──────── Data to use ────────
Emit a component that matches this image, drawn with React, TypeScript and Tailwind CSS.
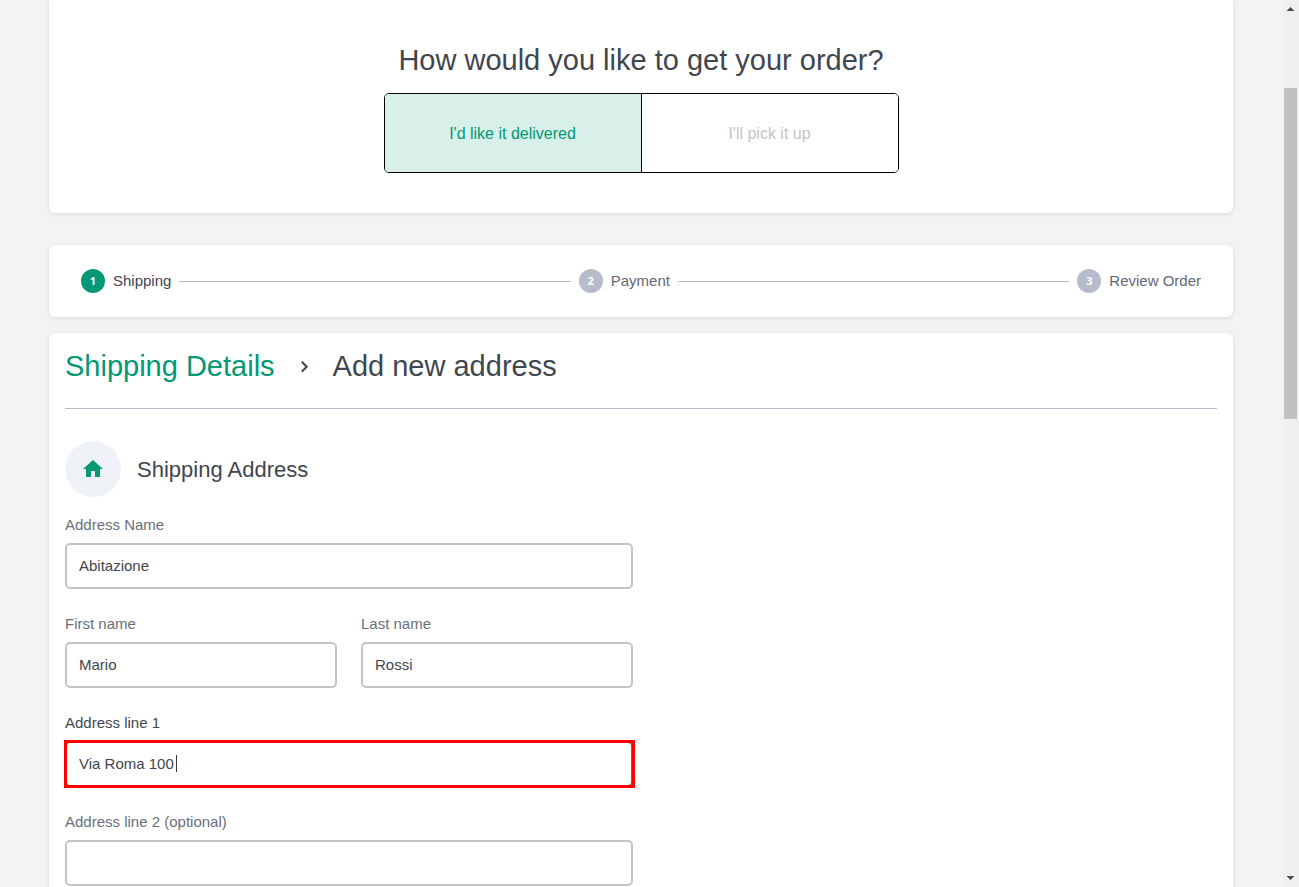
import { Fragment, useState } from "react";

type Step = { id: number; label: string };

const steps: Step[] = [
  { id: 1, label: "Shipping" },
  { id: 2, label: "Payment" },
  { id: 3, label: "Review Order" },
];

function DeliveryChoice() {
  return (
    <section className="rounded-b-md bg-white px-4 pt-[42px] pb-10 shadow-[0_1px_4px_rgba(0,0,0,0.12)]">
      <h1 className="text-center text-[29px] leading-9">How would you like to get your order?</h1>
      <div className="mx-auto mt-[15px] flex h-20 w-full max-w-[515px] overflow-hidden rounded-[5px] border border-black text-base">
        <button type="button" aria-pressed="true" className="flex-1 border-r border-black bg-[#d9efe9] pt-0.5 text-[#029874]">
          I'd like it delivered
        </button>
        <button type="button" aria-pressed="false" className="flex-1 bg-white pt-0.5 text-[#c4c4c4]">
          I'll pick it up
        </button>
      </div>
    </section>
  );
}

function Stepper() {
  return (
    <ol className="mt-8 flex h-18 items-center gap-2 rounded-md bg-white px-8 text-[15px] shadow-[0_1px_4px_rgba(0,0,0,0.12)]">
      {steps.map((step, index) => (
        <Fragment key={step.id}>
          {index > 0 && <li aria-hidden="true" className="h-px flex-1 bg-[#b9b9b9]" />}
          <li className={index === 0 ? "flex items-center gap-2" : "flex items-center gap-2 text-[#5f6875]"}>
            <span
              className={
                index === 0
                  ? "flex size-6 items-center justify-center rounded-full bg-[#029874] font-['Open_Sans',sans-serif] text-[11px] font-bold text-white"
                  : "flex size-6 items-center justify-center rounded-full bg-[#b5bdcc] font-['Open_Sans',sans-serif] text-[11px] font-bold text-white"
              }
            >
              {step.id}
            </span>
            {step.label}
          </li>
        </Fragment>
      ))}
    </ol>
  );
}

type FieldProps = { id: string; label: string; initial?: string; active?: boolean };

function Field({ id, label, initial = "", active = false }: FieldProps) {
  const [value, setValue] = useState(initial);
  return (
    <div className="min-w-0 flex-1 text-[15px]">
      <label htmlFor={id} className={active ? "block leading-6" : "block leading-6 text-[#6a707a]"}>
        {label}
      </label>
      <div className="relative mt-1.5">
        <input
          id={id}
          value={value}
          onChange={(event) => setValue(event.target.value)}
          className={
            active
              ? "block h-[46px] w-full rounded-[5px] border-2 border-[#029874] bg-white px-3 pb-0.5 outline-none"
              : "block h-[46px] w-full rounded-[5px] border-2 border-[#c4c4c4] bg-white px-3 pb-0.5 outline-none"
          }
        />
        {active && (
          <>
            <span className="pointer-events-none absolute top-[14px] left-[111px] h-[17px] w-px bg-[#34383f]" />
            <span className="pointer-events-none absolute -top-px -right-0.5 -bottom-px -left-px border-3 border-[#ff0000]" />
          </>
        )}
      </div>
    </div>
  );
}

function AddressForm() {
  return (
    <section className="mt-4 rounded-t-md bg-white px-4 pt-[13px] shadow-[0_1px_4px_rgba(0,0,0,0.12)]">
      <nav aria-label="Breadcrumb" className="flex items-center border-b border-[#b5bdcc] pb-[22px] text-[29px] leading-10">
        <a href="#shipping" className="text-[#029874]">
          Shipping Details
        </a>
        <svg viewBox="0 0 24 24" className="mx-[17px] size-6" fill="none" stroke="currentColor" strokeWidth="2" aria-hidden="true">
          <path d="M9.8 7.7 14.7 12.7 9.8 17.7" />
        </svg>
        <span>Add new address</span>
      </nav>
      <div className="mt-8 flex items-center gap-4">
        <span className="flex size-14 items-center justify-center rounded-full bg-[#eff3f7]">
          <svg viewBox="0 0 24 24" className="size-6 fill-[#029874]" aria-hidden="true">
            <path d="M10 20v-6h4v6h5v-8h3L12 3 2 12h3v8z" />
          </svg>
        </span>
        <h2 className="text-[22px]">Shipping Address</h2>
      </div>
      <form className="mt-4 flex max-w-[568px] flex-col gap-[23px]">
        <Field id="address-name" label="Address Name" initial="Abitazione" />
        <div className="flex gap-6">
          <Field id="first-name" label="First name" initial="Mario" />
          <Field id="last-name" label="Last name" initial="Rossi" />
        </div>
        <Field id="address-1" label="Address line 1" initial="Via Roma 100" active />
        <Field id="address-2" label="Address line 2 (optional)" />
      </form>
      <div className="h-10" />
    </section>
  );
}

function Scrollbar() {
  return (
    <div aria-hidden="true" className="flex w-[17px] shrink-0 flex-col items-center bg-[#f0f0f0]">
      <svg viewBox="0 0 17 17" className="h-[17px] w-[17px] fill-[#505050]" shapeRendering="crispEdges">
        <path d="M8 7h1v1h1v1h1v1h1v1H5v-1h1V9h1V8h1z" />
      </svg>
      <div className="h-[8%]" />
      <div className="h-[37.3%] w-[13px] bg-[#c1c1c1]" />
      <svg viewBox="0 0 17 17" className="mt-auto h-[17px] w-[17px] fill-[#505050]" shapeRendering="crispEdges">
        <path d="M5 6h7v1h-1v1h-1v1H9v1H8V9H7V8H6V7H5z" />
      </svg>
    </div>
  );
}

export default function App() {
  return (
    <div className="flex h-screen overflow-hidden bg-[#f3f3f3] font-['Liberation_Sans',Arial,sans-serif] text-[#3f464d]">
      <main className="min-w-0 flex-1 overflow-hidden px-[49px]">
        <DeliveryChoice />
        <Stepper />
        <AddressForm />
      </main>
      <Scrollbar />
    </div>
  );
}
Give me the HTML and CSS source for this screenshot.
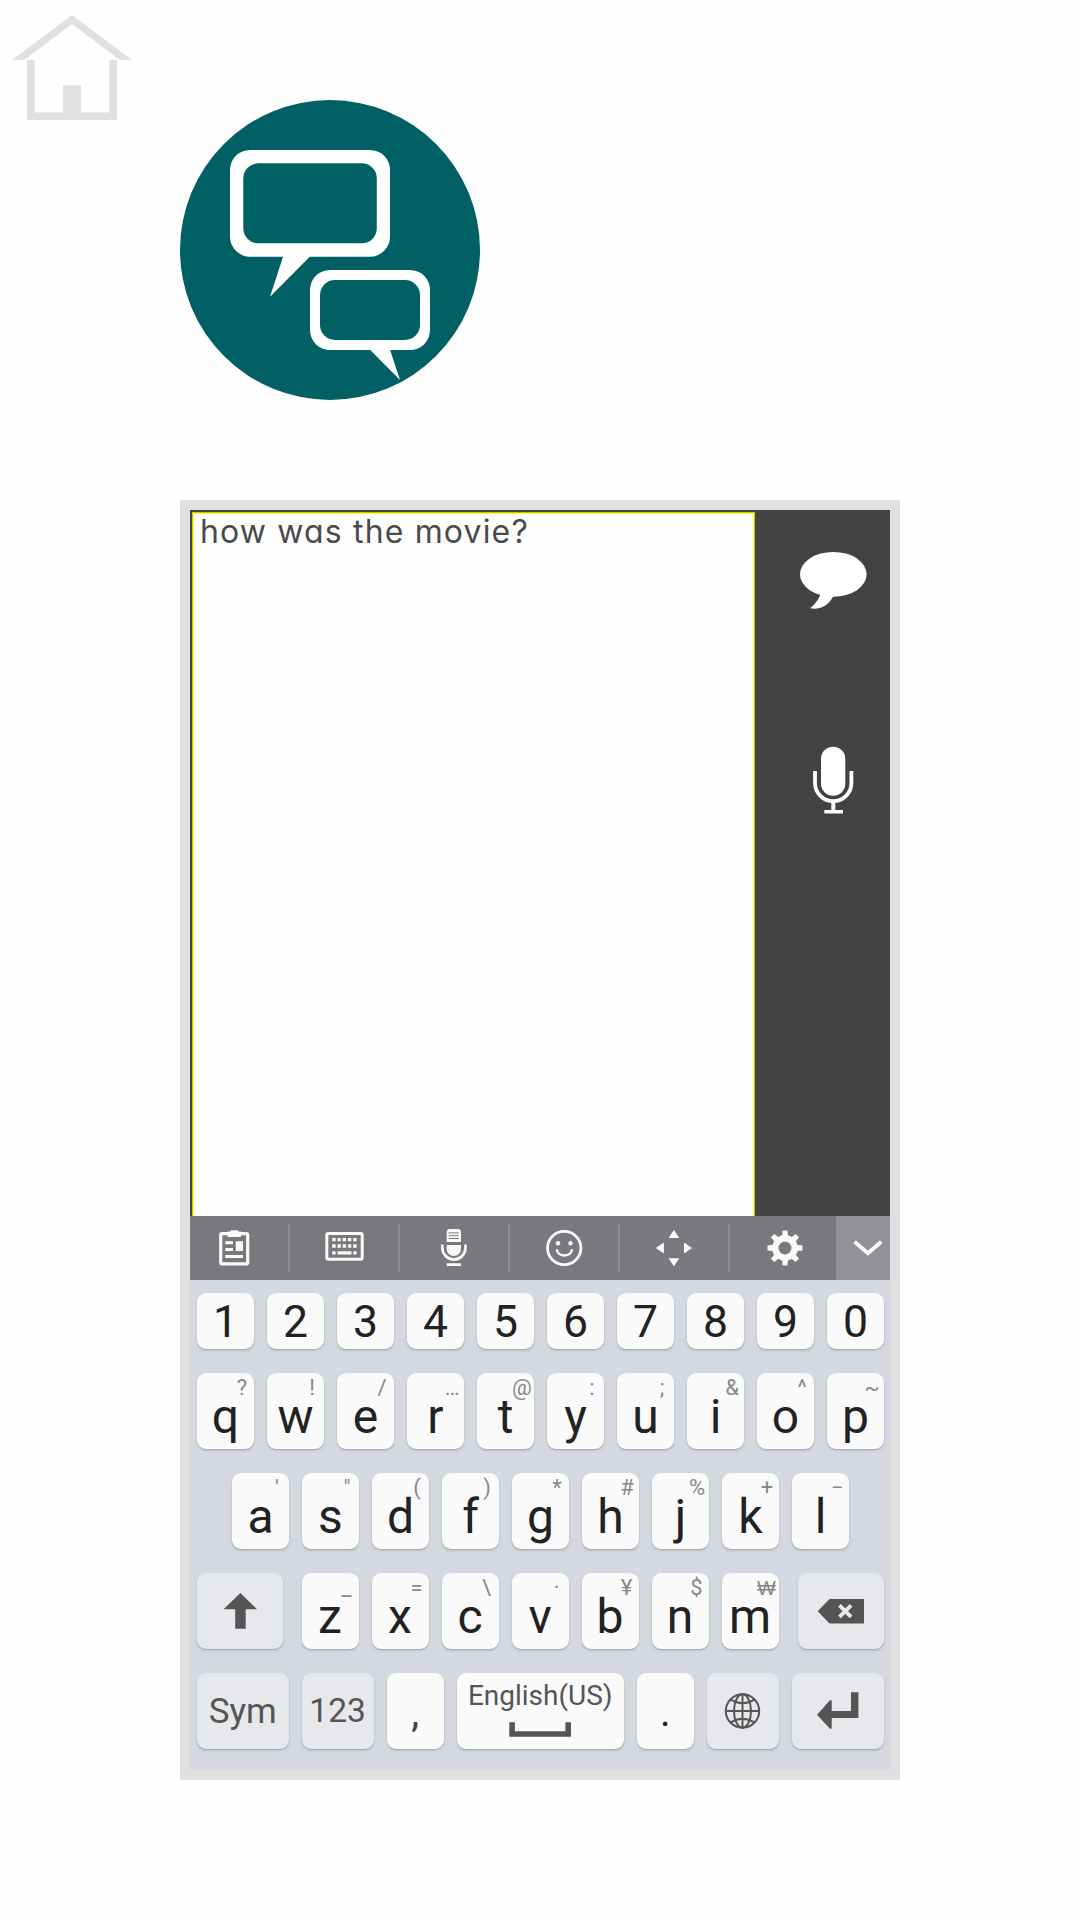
FILE: index.html
```html
<!DOCTYPE html>
<html lang="en">
<head>
<meta charset="utf-8">
<title>Chat</title>
<link rel="stylesheet" href="styles.css">
</head>
<body>
<header class="top">
  <svg class="home" viewBox="0 0 144 136" width="144" height="136">
    <path fill="#e0e0e0" fill-rule="evenodd" d="M72 15L132 60H12ZM72 24L24 60H120Z"/>
    <path fill="#e0e0e0" d="M27 60h7.500v52.500H63v-27h18v27h28.500V60H117v60H27z"/>
  </svg>
  <svg class="logo" viewBox="180 100 300 300" width="300" height="300">
    <circle cx="330" cy="250" r="150" fill="#006064"/>
    <g fill="#fff"><rect x="230" y="150" width="160" height="106.700" rx="20"/><path d="M283.300 256L270 296.700L310.500 256z"/><rect x="310" y="270" width="120" height="80" rx="20"/><path d="M370 349.800L400 380L390 349.800z"/></g>
    <g fill="#006064"><rect x="243.300" y="163.300" width="133.500" height="80" rx="15"/><rect x="320" y="280" width="100" height="60" rx="15"/></g>
  </svg>
</header>
<main class="device">
  <section class="app">
    <div class="message">how was the movie?</div>
    <aside class="side">
      <svg class="bubble" viewBox="798 550 72 62" width="72" height="62" fill="#fff"><ellipse cx="833.300" cy="574.300" rx="33.300" ry="22.400"/><path d="M821 593Q818 602 810 608.300Q826 611 834 595z"/></svg>
      <svg viewBox="798 744 72 72" width="72" height="72" fill="#fff"><rect x="821" y="746.700" width="24.300" height="49" rx="12"/><path d="M815 771v12a18.200 18.200 0 0 0 36.400 0v-12" fill="none" stroke="#fff" stroke-width="3.800"/><path d="M831.300 801h4v9h7.700v3.400h-18.700v-3.400h7z"/></svg>
    </aside>
  </section>
  <nav class="toolbar">
    <div class="tool first"><svg viewBox="210 1224 48 48"><rect x="220.700" y="1233.700" width="27" height="30.200" rx="1.500" fill="none" stroke="#fafafa" stroke-width="3.200"/><path d="M227.700 1231.500h3v-1.300h7.300v1.300h3v5.500h-13.300zM225.300 1241.300h7.700v3h-7.700zM225.300 1248h7.700v3h-7.700zM235.700 1241.300h7.300v9.700h-7.300zM225.300 1255h17.700v3h-17.700z"/></svg></div>
    <i class="sep"></i>
    <div class="tool"><svg viewBox="320 1224 48 48"><rect x="326.800" y="1233.500" width="35.400" height="25.800" rx="1.500" fill="none" stroke="#fafafa" stroke-width="3"/><path fill="none" stroke="#fafafa" stroke-width="3.400" stroke-dasharray="3.400 1.850" d="M332.200 1239.600h24.500M332.200 1246h24.500"/><path d="M332.200 1251.200h3.400v3.400h-3.400zM337.500 1251.200h14v3.400h-14zM353.300 1251.200h3.400v3.400h-3.400z"/></svg></div>
    <i class="sep"></i>
    <div class="tool"><svg viewBox="430 1224 48 48"><path d="M446.700 1242v-10q0-3 3-3h8.300q3 0 3 3v10zM446.700 1245H461v4a7.150 7 0 0 1-14.300 0zM446.700 1263.200H461v2.800h-14.300z"/><path fill="none" stroke="#fafafa" stroke-width="2.700" d="M442.300 1244.500v3a11.600 12 0 0 0 23.200 0v-3"/><path stroke="#79787d" d="M448.800 1232.900h10M448.800 1235.700h10M448.800 1238.500h10"/></svg></div>
    <i class="sep"></i>
    <div class="tool"><svg viewBox="540 1224 48 48"><circle cx="564.200" cy="1248" r="16.700" fill="none" stroke="#fafafa" stroke-width="2.800"/><circle cx="558" cy="1243.300" r="2.200"/><circle cx="570.500" cy="1243.300" r="2.200"/><path d="M557 1250.200a7.500 6.400 0 0 0 14.800 0" fill="none" stroke="#fafafa" stroke-width="2.400" stroke-linecap="round"/></svg></div>
    <i class="sep"></i>
    <div class="tool"><svg viewBox="650 1224 48 48"><path d="M673.900 1230l5.400 7.900h-10.800zM673.900 1266.200l5.400-8h-10.800zM655.700 1248l8.200-5.600v11.200zM692 1248l-8-5.600v11.200z"/></svg></div>
    <i class="sep"></i>
    <div class="tool last"><svg viewBox="760.400 1224.300 48 48"><circle cx="784.400" cy="1248.300" r="9.700" fill="none" stroke="#fafafa" stroke-width="6.400"/>
      <path id="t" d="M781.200 1238l.8-7.200h4.800l.8 7.200zM781.200 1258.600l.8 7.200h4.800l.8-7.200z"/><use href="#t" transform="rotate(45 784.400 1248.300)"/><use href="#t" transform="rotate(90 784.400 1248.300)"/><use href="#t" transform="rotate(135 784.400 1248.300)"/></svg></div>
    <div class="collapse"><svg viewBox="844 1224 48 48"><path d="M854.500 1241.800L867.900 1253.200L881.300 1241.800" fill="none" stroke="#fafafa" stroke-width="4"/></svg></div>
  </nav>
  <section class="keyboard">
    <div class="row digits"><b class="key">1</b><b class="key">2</b><b class="key">3</b><b class="key">4</b><b class="key">5</b><b class="key">6</b><b class="key">7</b><b class="key">8</b><b class="key">9</b><b class="key">0</b></div>
    <div class="row"><b class="key">q<i>?</i></b><b class="key">w<i>!</i></b><b class="key">e<i>/</i></b><b class="key">r<i>…</i></b><b class="key">t<i>@</i></b><b class="key">y<i>:</i></b><b class="key">u<i>;</i></b><b class="key">i<i>&amp;</i></b><b class="key">o<i>^</i></b><b class="key">p<i>~</i></b></div>
    <div class="row middle"><b class="key">a<i>'</i></b><b class="key">s<i>"</i></b><b class="key">d<i>(</i></b><b class="key">f<i>)</i></b><b class="key">g<i>*</i></b><b class="key">h<i>#</i></b><b class="key">j<i>%</i></b><b class="key">k<i>+</i></b><b class="key">l<i>−</i></b></div>
    <div class="row split">
      <b class="key fn wide"><svg viewBox="222 1592 36 38" width="36" height="38"><path d="M240.300 1593L257.200 1609.300H245.700V1628.800H235.200V1609.300H223.600z"/></svg></b>
      <div class="row letters"><b class="key">z<i>_</i></b><b class="key">x<i>=</i></b><b class="key">c<i>\</i></b><b class="key">v<i>·</i></b><b class="key">b<i>¥</i></b><b class="key">n<i>$</i></b><b class="key">m<i class="won">₩</i></b></div>
      <b class="key fn wide"><svg viewBox="817 1592 48 38" width="48" height="38"><path d="M817.700 1611.200L829.500 1599H864V1623.600H829.500z"/><path d="M839.500 1605.300l11.600 11.600M851.100 1605.300l-11.600 11.600" stroke="#e7e8ec" stroke-width="3.800"/></svg></b>
    </div>
    <div class="row bottom">
      <b class="key fn sym">Sym</b><b class="key fn num">123</b><b class="key punct comma">,</b>
      <b class="key space">English(US)<svg viewBox="509 1722 62 15" width="62" height="15"><path d="M509.300 1722.300h5.600v9h50.500v-9h5.600v14.400h-61.700z"/></svg></b>
      <b class="key punct">.</b>
      <b class="key fn globe"><svg viewBox="724 1692 38 38" width="38" height="38"><g fill="none" stroke="#555" stroke-width="2"><circle cx="742.500" cy="1711" r="16.700"/><ellipse cx="742.500" cy="1711" rx="8.500" ry="16.700"/><path d="M742.500 1694.300v33.400M725.800 1711h33.400M730.500 1699.500q12 7.500 24 0M730.500 1722.500q12-7.500 24 0"/></g></svg></b>
      <b class="key fn enter"><svg viewBox="815 1692 44 38" width="44" height="38"><path d="M816 1714.800L828.500 1700.700q2.200-1.500 2.200.500V1711H850v-18.700h7.400v25.800h-26.700v9.700q0 2-2.200.500z"/></svg></b>
    </div>
  </section>
</main>
</body>
</html>
```
FILE: styles.css
```css
* { box-sizing: border-box; }
body { margin: 0; width: 1080px; height: 1920px; background: #fefefe; overflow: hidden; font-family: Roboto, sans-serif; }
svg { display: block; flex: none; }
.top { display: flex; align-items: flex-start; height: 500px; }
.logo { margin: 100px 0 0 36px; }
.device { width: 720px; height: 1280px; margin-left: 180px; border: 10px solid #e0e0e0; background: #d5d8e0; }
.app { display: flex; height: 706px; padding: 2px 0 0 2px; background: #424242; }
.message { width: 563px; padding: 0 0 0 7px; background: #fefefe; border: 1px solid #c8c800; border-bottom: 0; box-shadow: inset 1px 1px 0 #ffff32, inset -1px 0 0 #ffff60; color: #4a4a4a; font: 400 32px/37px Inter, "Open Sans", sans-serif; font-feature-settings: "cv11"; letter-spacing: 1.15px; white-space: nowrap; }
.side { display: flex; flex-direction: column; gap: 132px; padding: 38px 0 0 43px; }
.toolbar { display: flex; align-items: center; height: 64px; background: #79787d; }
.toolbar svg { width: 48px; height: 48px; fill: #fafafa; }
.tool { width: 108px; display: flex; justify-content: center; }
.tool.first { width: 98px; padding-right: 10px; }
.tool.last { width: 106px; padding-left: 3px; }
.sep { width: 2px; height: 48px; background: #8e8d92; }
.collapse { width: 54px; height: 64px; padding: 8px 0 0 8px; background: #929197; overflow: hidden; }
.keyboard { display: flex; flex-direction: column; gap: 24px; padding: 13px 6px 0 7px; }
.row { display: flex; gap: 13px; }
.key { position: relative; width: 57px; height: 76px; flex: none; display: flex; justify-content: center; border-radius: 9px; background: #fafafa; box-shadow: 0 1px 1px #a9abb1, 0 2px 3px #bfc2c9; color: #222; font-weight: 400; font-size: 48px; line-height: 88px; }
.key i { position: absolute; left: 25px; top: 2px; width: 40px; text-align: center; font-style: normal; font-size: 22px; line-height: 26px; color: #888; }
.key .won { font-family: "Liberation Sans", sans-serif; font-size: 20px; }
.digits .key { height: 56px; font-size: 44.500px; line-height: 58px; }
.middle { margin-left: 35px; }
.split { justify-content: space-between; gap: 0; }
.letters { margin-right: 1px; }
.bottom { justify-content: space-between; gap: 0; }
.key.fn { background: #e7e8ec; color: #555; fill: #555; align-items: center; }
.wide { width: 86px; }
.key.sym { width: 91.500px; font-size: 35px; line-height: 76px; padding-top: 2px; }
.key.num { width: 72px; font-size: 33.500px; line-height: 76px; }
.key.punct { font-size: 40px; line-height: 80px; }
.key.comma { color: #444; }
.key.space { width: 167px; flex-direction: column; align-items: center; justify-content: flex-start; padding-top: 5px; gap: 8px; color: #555; fill: #555; font-size: 28px; line-height: 36px; }
.key.globe { width: 72px; }
.key.enter { width: 92px; }
```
────────
**Exercise description**.
Identify each line in the records above containing the word "this"; copy those lines.

**Answer for the task**.
Emit a component that matches this image, drawn with React, TypeScript and Tailwind CSS.
Give me the HTML and CSS source for this screenshot.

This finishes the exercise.